En zij zullen hun stem over u laten horen, en bitterlijk schreeuwen; en zij zullen stof op hun hoofden werpen, zij zullen zich wentelen in de as.
En zij zullen zich over u gans kaal maken, en zakken aangorden; en zullen over u wenen met bitterheid der ziel, en bittere rouwklage.
32 And their sons shall take up a [lament] for you, even a lamentation for Sor, [saying],
En zij zullen in hun gekerm een klaaglied over u opheffen, en over u weeklagen, zeggende: Wie is geweest als Tyrus, als de uitgeroeide in het midden der zee?
33 How large a reward have you gained from the sea? you have filled nations out of your abundance; and out of your mixed merchandise you have enriched all the kings of the earth.
Als uw marktwaren uit de zeeen voortkwamen, hebt gij vele volken verzadigd; met de veelheid uwer goederen en uw onderlingen koophandel, hebt gij de koningen der aarde rijk gemaakt.
34 Now are you broken in the sea, your traders are in the deep water, and all your company in the midst of you: all your rowers have fallen.
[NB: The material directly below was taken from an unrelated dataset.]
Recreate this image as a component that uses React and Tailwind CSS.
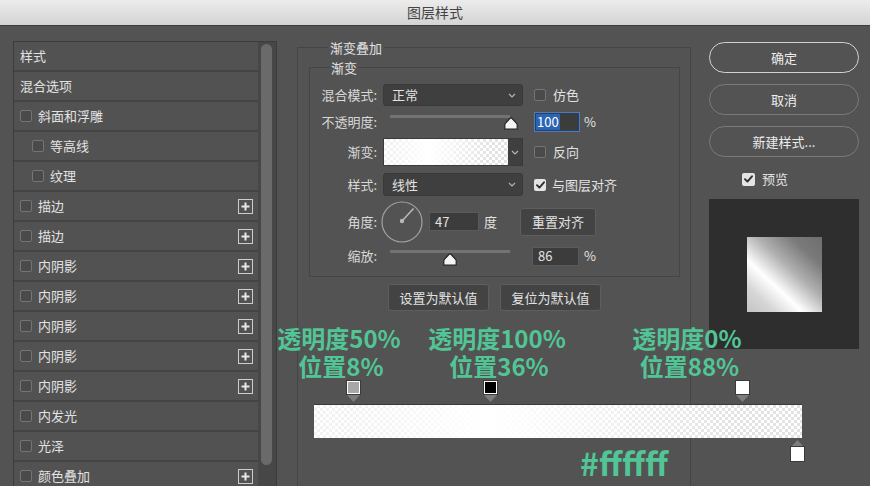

Ten tijde, dat gij uit de zeeen verbroken zijt in de diepte der wateren, zijn uw onderlinge koophandel en uw ganse gemeente in het midden van u gevallen.
35 All the dwellers in the islands have mourned over you, and their kings have been utterly amazed, and their countenance has wept.
Alle inwoners der eilanden zijn over u ontzet, en hun koningen staan de haren te berge, zij zijn verbaasd van aangezicht.
36 Merchants from the nations have hissed at you; you are utterly destroyed, and shall not be any more for ever.
De handelaars onder de volken fluiten u aan; gij zijt een grote schrik geworden, en zult er niet meer zijn tot in eeuwigheid.